5. Il résulte des dispositions citées aux points 2 à 4 que les actes établis par l'Office français des réfugiés et des apatrides sur le fondement des dispositions de l'article L. 721-3 du code de l'entrée et du séjour des étrangers et du droit d'asile, en cas d'absence d'acte d'état civil ou de doute sur leur authenticité, et produits à l'appui d'une demande de visa d'entrée pour un séjour d'une durée supérieure à trois mois, présentée pour les membres de la famille d'un réfugié ou d'un bénéficiaire de la protection subsidiaire dans le cadre d'une réunification familiale, ont, dans les conditions qu'elles prévoient, valeur d'actes authentiques qui fait obstacle à ce que les autorités consulaires en contestent les mentions, sauf en cas de fraude à laquelle il appartient à l'autorité administrative de faire échec.
En ce qui concerne la demande de visa effectuée par Mme C... D... :
6. La commission de recours contre les décisions de refus de visa d'entrée en France s'est fondée, pour refuser à Mme G... L... le visa qu'elle sollicitait, sur le motif tiré de ce que le certificat de mariage du 14 décembre 1998 qu'elle présentait avait été établi sur des bases déclaratives, ce qui ne serait pas de nature à établir en lui-même l'existence du lien matrimonial allégué.

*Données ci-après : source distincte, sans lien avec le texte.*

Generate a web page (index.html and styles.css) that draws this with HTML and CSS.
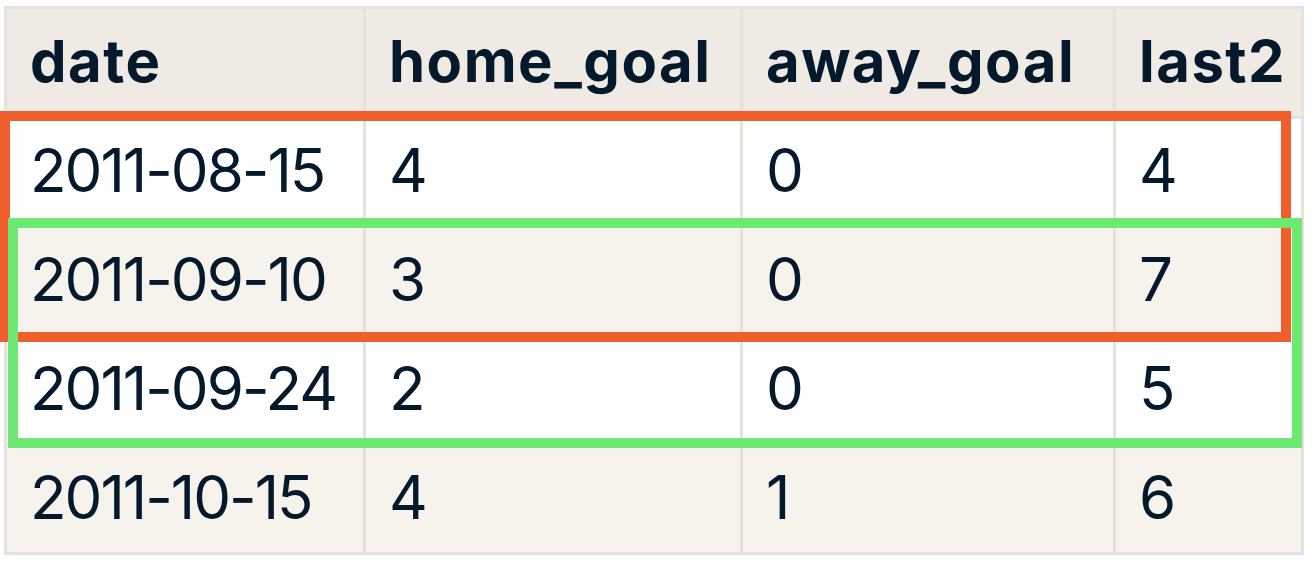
FILE: index.html
```html
<!DOCTYPE html>
<html>
<head>
<meta charset="utf-8">
<link rel="stylesheet" href="styles.css">
</head>
<body>
<div class="stage">
  <table class="data">
    <thead>
      <tr><th class="c1">date</th><th class="c2">home_goal</th><th class="c3">away_goal</th><th class="c4">last2</th></tr>
    </thead>
    <tbody>
      <tr><td>2011-08-15</td><td>4</td><td>0</td><td>4</td></tr>
      <tr class="alt"><td>2011-09-10</td><td>3</td><td>0</td><td>7</td></tr>
      <tr><td>2011-09-24</td><td>2</td><td>0</td><td>5</td></tr>
      <tr class="alt"><td>2011-10-15</td><td>4</td><td>1</td><td>6</td></tr>
    </tbody>
  </table>
  <div class="hl hl-orange"></div>
  <div class="hl hl-green"></div>
</div>
</body>
</html>
```

FILE: styles.css
```css
html, body {
  margin: 0;
  padding: 0;
  background: #ffffff;
}
.stage {
  position: relative;
  width: 1312px;
  height: 564px;
  padding: 6px 0 0 4px;
  box-sizing: border-box;
}
.data {
  width: 1300px;
  border-collapse: separate;
  border-spacing: 0;
  border-top: 3px solid #e6e2db;
  border-left: 3px solid #e6e2db;
  table-layout: fixed;
  color: #05192d;
}
.data th, .data td {
  border-right: 3px solid #e6e2db;
  border-bottom: 3px solid #e6e2db;
  padding: 0 0 0 23px;
  text-align: left;
  vertical-align: middle;
  white-space: nowrap;
  overflow: hidden;
  line-height: 1;
}
.data th {
  height: 104px;
  padding-bottom: 3px;
  background: #efebe4;
  font-family: "Inter", "Lato", sans-serif;
  font-weight: 700;
  font-size: 58px;
  letter-spacing: 1.5px;
}
.data td {
  height: 101px;
  padding-bottom: 5px;
  background: #ffffff;
  font-family: "Inter", "Liberation Sans", sans-serif;
  font-weight: 400;
  font-size: 60px;
  letter-spacing: -2px;
}
.data tr.alt td {
  background: #f6f2ec;
}
.c1 { width: 333px; }
.c2 { width: 351px; }
.c3 { width: 347px; }
.c4 { width: 162px; }
.hl {
  position: absolute;
  box-sizing: border-box;
  border: 10px solid;
}
.hl-orange {
  left: 0;
  top: 111px;
  width: 1291px;
  height: 231px;
  border-color: #ee5f2b;
}
.hl-green {
  left: 8px;
  top: 218px;
  width: 1294px;
  height: 230px;
  border-color: #6ce873;
}
```
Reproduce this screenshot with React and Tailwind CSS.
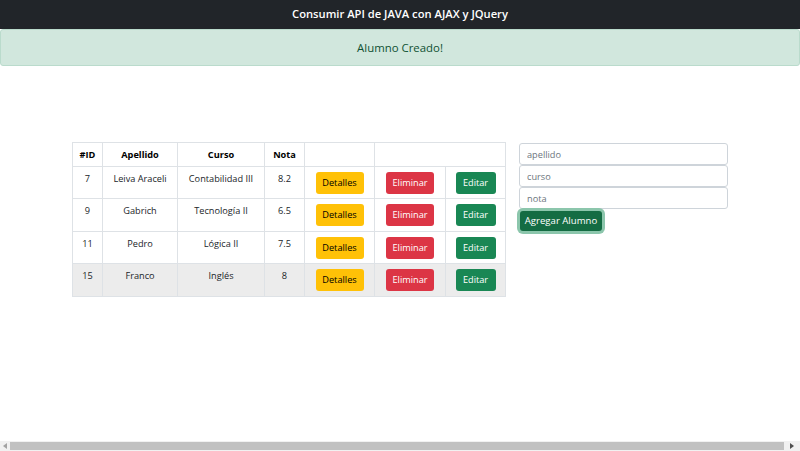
import React from "react";

const rows = [
  { id: 7, apellido: "Leiva Araceli", curso: "Contabilidad III", nota: "8.2", h: "h-[32px]" },
  { id: 9, apellido: "Gabrich", curso: "Tecnología II", nota: "6.5", h: "h-[33px]" },
  { id: 11, apellido: "Pedro", curso: "Lógica II", nota: "7.5", h: "h-[32px]" },
  { id: 15, apellido: "Franco", curso: "Inglés", nota: "8", h: "h-[33px]", hover: true },
];

export default function App() {
  return (
    <div
      className="w-[800px] h-[451px] flex flex-col bg-white text-[#212529] overflow-hidden"
      style={{ fontFamily: '"Open Sans", "Noto Sans", sans-serif' }}
    >
      <div className="h-[29px] shrink-0 bg-[#212529] flex items-center justify-center">
        <span className="text-white font-semibold text-[11.2px]">
          Consumir API de JAVA con AJAX y JQuery
        </span>
      </div>
      <div className="h-[37px] shrink-0 bg-[#d1e7dd] border border-[#badbcc] rounded-[3px] flex items-center justify-center">
        <span className="text-[#0f5132] text-[11.4px]">Alumno Creado!</span>
      </div>

      <div className="flex-1 flex items-start pt-[76px] pl-[72px]">
        <table className="table-fixed border-collapse w-[433px] text-[9.2px]">
          <colgroup>
            <col className="w-[30px]" />
            <col className="w-[75px]" />
            <col className="w-[87px]" />
            <col className="w-[40px]" />
            <col className="w-[70px]" />
            <col className="w-[71px]" />
            <col className="w-[60px]" />
          </colgroup>
          <thead>
            <tr className="h-[24px]">
              {["#ID", "Apellido", "Curso", "Nota", ""].map((h, i) => (
                <th key={i} className="border border-[#dee2e6] font-bold text-center align-middle px-1 text-[#000]">
                  {h}
                </th>
              ))}
              <th colSpan={2} className="border border-[#dee2e6]"></th>
            </tr>
          </thead>
          <tbody>
            {rows.map((r) => (
              <tr key={r.id} className={r.h + " " + (r.hover ? "bg-[#ececec]" : "bg-white")}>
                <td className="border border-[#dee2e6] text-center align-top pt-[5px]">{r.id}</td>
                <td className="border border-[#dee2e6] text-center align-top pt-[5px]">{r.apellido}</td>
                <td className="border border-[#dee2e6] text-center align-top pt-[5px]">{r.curso}</td>
                <td className="border border-[#dee2e6] text-center align-top pt-[5px]">{r.nota}</td>
                <td className="border border-[#dee2e6] align-middle">
                  <div className="flex justify-center">
                    <button className="w-[48px] h-[22px] rounded-[3px] bg-[#ffc107] text-[#000] text-[9.2px]">
                      Detalles
                    </button>
                  </div>
                </td>
                <td className="border border-[#dee2e6] align-middle">
                  <div className="flex justify-center">
                    <button className="w-[48px] h-[22px] rounded-[3px] bg-[#dc3545] text-white text-[9.2px]">
                      Eliminar
                    </button>
                  </div>
                </td>
                <td className="border border-[#dee2e6] align-middle">
                  <div className="flex justify-center">
                    <button className="w-[40px] h-[22px] rounded-[3px] bg-[#198754] text-white text-[9.2px]">
                      Editar
                    </button>
                  </div>
                </td>
              </tr>
            ))}
          </tbody>
        </table>

        <div className="ml-[13px] mt-[1px] w-[209px] flex flex-col">
          {["apellido", "curso", "nota"].map((p) => (
            <input
              key={p}
              placeholder={p}
              className="h-[22px] border border-[#ced4da] rounded-[3px] px-[7px] text-[9.2px] placeholder:text-[#6c757d] outline-none bg-white"
            />
          ))}
          <div className="flex pt-[2px] pl-[1px]">
            <button className="w-[82px] h-[20px] rounded-[3px] bg-[#146c43] text-white text-[9.6px] ring-[3px] ring-[#8cc6ac] whitespace-nowrap">
              Agregar Alumno
            </button>
          </div>
        </div>
      </div>

      <div className="h-[10px] shrink-0 bg-[#f1f1f1] flex items-center">
        <div className="w-[10px] flex justify-center">
          <svg width="4" height="6" viewBox="0 0 4 6"><path d="M4 0 L0 3 L4 6 Z" fill="#a3a3a3" /></svg>
        </div>
        <div className="flex-1 h-[8px] bg-[#c1c1c1]"></div>
        <div className="w-[16px] flex justify-center">
          <svg width="4" height="6" viewBox="0 0 4 6"><path d="M0 0 L4 3 L0 6 Z" fill="#505050" /></svg>
        </div>
      </div>
    </div>
  );
}
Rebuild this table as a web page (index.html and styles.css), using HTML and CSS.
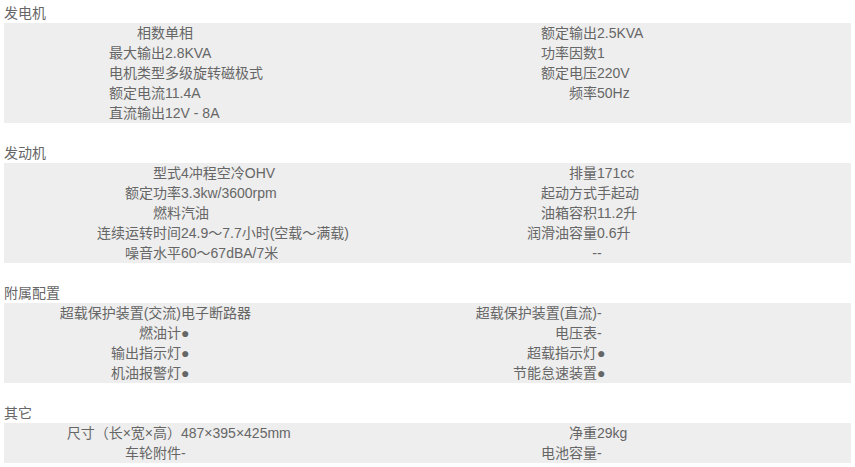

Toutefois, M. I... N... produit le certificat que le directeur de l'OFPRA lui a délivré le 25 juin 2010, conformément aux dispositions de l'article L. 721-3 du code de l'entrée et du séjour des étrangers et du droit d'asile, attestant de son mariage en 1968 à Mahdeye (Somalie) avec Mme G... L..., née le 31 décembre 1970. Dès lors qu'il n'est pas établi, ni même allégué que le certificat du directeur de l'OFPRA a été obtenu par fraude, le requérant justifie, pour l'application du II de l'article L. 752-1 du code de l'entrée et du séjour des étrangers et du droit d'asile, du lien matrimonial l'unissant avec la personne qu'il souhaitait faire venir en France. Par ailleurs, la seule circonstance qu'aucun acte de naissance n'ait été produit, alors qu'au surplus la demande de visa contenait un passeport établi au nom de Mme G... L... née le 31 décembre 1970, ce qui concorde au demeurant avec les mentions apposées dans le certificat de mariage de l'OFPRA, n'est pas de nature à remettre en cause l'identité de cette dernière. Par suite, la commission de recours contre les décisions de refus de visa d'entrée en France a entaché sa décision d'une erreur d'appréciation en refusant de délivrer un visa de long séjour à Mme G... L... au motif que l'identité et le lien familial allégué n'étaient pas établis en l'absence de production d'un acte de naissance.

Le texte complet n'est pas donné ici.